Task details: Copy exactly, and only, the lines below from the first through the one containing "const SELECTED = 'bg-[#3399ff]';", both included; pictures are omitted.

═════ Information shown ═════

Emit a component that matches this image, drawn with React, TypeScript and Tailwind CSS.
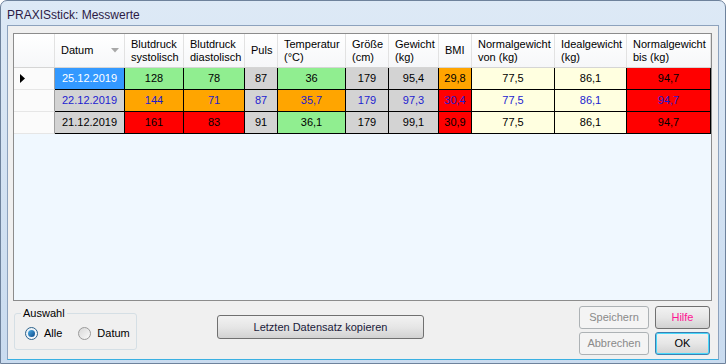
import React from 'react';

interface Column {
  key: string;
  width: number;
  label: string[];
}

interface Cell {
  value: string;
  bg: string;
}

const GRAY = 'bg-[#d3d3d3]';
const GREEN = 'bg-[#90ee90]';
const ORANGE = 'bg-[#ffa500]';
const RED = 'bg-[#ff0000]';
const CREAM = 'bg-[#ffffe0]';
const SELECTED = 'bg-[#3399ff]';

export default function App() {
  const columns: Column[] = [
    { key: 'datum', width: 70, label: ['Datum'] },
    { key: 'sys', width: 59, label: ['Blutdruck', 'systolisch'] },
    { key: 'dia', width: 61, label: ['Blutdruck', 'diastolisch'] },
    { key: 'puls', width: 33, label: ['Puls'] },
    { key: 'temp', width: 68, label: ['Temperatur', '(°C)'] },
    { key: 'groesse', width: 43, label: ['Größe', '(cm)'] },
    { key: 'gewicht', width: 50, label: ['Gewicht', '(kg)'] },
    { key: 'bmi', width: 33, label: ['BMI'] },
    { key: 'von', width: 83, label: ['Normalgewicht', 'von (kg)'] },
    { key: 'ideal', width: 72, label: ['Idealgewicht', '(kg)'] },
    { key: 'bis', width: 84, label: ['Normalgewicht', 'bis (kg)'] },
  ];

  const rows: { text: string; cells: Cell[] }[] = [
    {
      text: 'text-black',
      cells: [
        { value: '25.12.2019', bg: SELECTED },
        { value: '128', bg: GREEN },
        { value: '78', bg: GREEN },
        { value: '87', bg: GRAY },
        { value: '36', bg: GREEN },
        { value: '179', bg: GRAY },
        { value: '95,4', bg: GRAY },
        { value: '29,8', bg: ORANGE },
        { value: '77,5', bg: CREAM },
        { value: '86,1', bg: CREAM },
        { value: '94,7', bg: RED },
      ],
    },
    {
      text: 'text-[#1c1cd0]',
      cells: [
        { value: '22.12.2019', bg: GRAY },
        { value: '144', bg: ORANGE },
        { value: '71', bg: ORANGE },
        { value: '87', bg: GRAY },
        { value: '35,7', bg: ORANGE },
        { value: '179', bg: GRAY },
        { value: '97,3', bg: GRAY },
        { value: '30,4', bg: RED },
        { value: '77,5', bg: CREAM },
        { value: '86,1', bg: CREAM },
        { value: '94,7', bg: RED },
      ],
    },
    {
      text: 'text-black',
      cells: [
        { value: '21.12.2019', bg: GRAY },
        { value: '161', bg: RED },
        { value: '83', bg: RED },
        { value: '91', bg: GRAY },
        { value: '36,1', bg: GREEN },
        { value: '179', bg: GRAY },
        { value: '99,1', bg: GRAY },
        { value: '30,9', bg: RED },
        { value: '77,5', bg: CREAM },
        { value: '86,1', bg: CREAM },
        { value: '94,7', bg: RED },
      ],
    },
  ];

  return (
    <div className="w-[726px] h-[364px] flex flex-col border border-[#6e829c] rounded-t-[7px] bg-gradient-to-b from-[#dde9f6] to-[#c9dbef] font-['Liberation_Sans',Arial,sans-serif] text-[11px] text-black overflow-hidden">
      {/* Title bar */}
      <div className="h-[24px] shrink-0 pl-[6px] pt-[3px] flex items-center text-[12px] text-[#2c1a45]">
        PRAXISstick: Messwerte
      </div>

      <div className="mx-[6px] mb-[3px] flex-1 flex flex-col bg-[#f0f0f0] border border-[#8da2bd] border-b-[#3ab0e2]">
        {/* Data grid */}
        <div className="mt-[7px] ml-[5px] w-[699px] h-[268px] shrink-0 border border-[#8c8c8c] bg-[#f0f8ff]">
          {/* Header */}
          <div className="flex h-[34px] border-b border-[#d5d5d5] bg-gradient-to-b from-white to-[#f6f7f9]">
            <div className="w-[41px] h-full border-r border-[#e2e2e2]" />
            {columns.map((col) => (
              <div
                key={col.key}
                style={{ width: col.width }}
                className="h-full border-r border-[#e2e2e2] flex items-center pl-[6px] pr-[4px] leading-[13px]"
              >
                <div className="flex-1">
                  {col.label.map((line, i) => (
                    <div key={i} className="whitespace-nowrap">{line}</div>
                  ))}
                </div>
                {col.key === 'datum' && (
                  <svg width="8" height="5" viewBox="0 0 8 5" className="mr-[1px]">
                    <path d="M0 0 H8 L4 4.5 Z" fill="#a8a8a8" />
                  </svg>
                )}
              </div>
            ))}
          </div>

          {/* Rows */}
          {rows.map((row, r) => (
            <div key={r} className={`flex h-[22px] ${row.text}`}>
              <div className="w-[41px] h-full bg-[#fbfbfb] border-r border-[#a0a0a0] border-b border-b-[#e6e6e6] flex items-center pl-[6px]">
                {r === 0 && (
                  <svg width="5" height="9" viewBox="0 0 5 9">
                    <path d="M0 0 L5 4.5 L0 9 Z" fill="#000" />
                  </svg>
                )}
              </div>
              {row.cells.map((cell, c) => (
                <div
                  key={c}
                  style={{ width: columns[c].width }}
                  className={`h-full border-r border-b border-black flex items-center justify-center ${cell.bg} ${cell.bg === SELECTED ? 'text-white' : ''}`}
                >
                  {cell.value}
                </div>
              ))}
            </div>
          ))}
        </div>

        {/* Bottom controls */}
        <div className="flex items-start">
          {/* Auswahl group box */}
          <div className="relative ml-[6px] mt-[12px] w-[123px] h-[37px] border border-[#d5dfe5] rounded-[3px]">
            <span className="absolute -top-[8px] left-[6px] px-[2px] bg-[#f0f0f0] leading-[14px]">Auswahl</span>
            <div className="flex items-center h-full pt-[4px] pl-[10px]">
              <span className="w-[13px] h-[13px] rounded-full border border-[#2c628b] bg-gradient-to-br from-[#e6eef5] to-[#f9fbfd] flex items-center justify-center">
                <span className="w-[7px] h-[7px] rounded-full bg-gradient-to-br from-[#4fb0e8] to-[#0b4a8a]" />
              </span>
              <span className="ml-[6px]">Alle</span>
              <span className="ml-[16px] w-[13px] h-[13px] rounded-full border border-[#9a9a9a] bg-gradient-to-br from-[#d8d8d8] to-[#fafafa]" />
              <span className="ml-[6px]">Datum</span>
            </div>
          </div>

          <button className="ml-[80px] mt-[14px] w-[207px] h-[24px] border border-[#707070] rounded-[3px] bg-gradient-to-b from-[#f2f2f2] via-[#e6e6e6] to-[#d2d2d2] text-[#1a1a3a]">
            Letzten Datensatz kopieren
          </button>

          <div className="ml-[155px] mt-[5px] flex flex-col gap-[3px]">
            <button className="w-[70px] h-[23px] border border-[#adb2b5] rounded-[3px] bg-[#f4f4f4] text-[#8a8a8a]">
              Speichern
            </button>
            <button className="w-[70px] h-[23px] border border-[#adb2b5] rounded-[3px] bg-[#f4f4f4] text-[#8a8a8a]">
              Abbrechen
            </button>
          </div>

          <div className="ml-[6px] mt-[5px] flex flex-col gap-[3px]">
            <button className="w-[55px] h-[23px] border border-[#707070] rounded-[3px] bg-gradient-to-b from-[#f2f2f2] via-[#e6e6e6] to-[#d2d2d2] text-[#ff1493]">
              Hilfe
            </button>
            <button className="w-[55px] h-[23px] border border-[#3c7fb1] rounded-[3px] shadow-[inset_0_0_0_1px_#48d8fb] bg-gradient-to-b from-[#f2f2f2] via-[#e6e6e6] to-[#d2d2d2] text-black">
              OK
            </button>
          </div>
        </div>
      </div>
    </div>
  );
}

═════

Reply:
Emit a component that matches this image, drawn with React, TypeScript and Tailwind CSS.
import React from 'react';

interface Column {
  key: string;
  width: number;
  label: string[];
}

interface Cell {
  value: string;
  bg: string;
}

const GRAY = 'bg-[#d3d3d3]';
const GREEN = 'bg-[#90ee90]';
const ORANGE = 'bg-[#ffa500]';
const RED = 'bg-[#ff0000]';
const CREAM = 'bg-[#ffffe0]';
const SELECTED = 'bg-[#3399ff]';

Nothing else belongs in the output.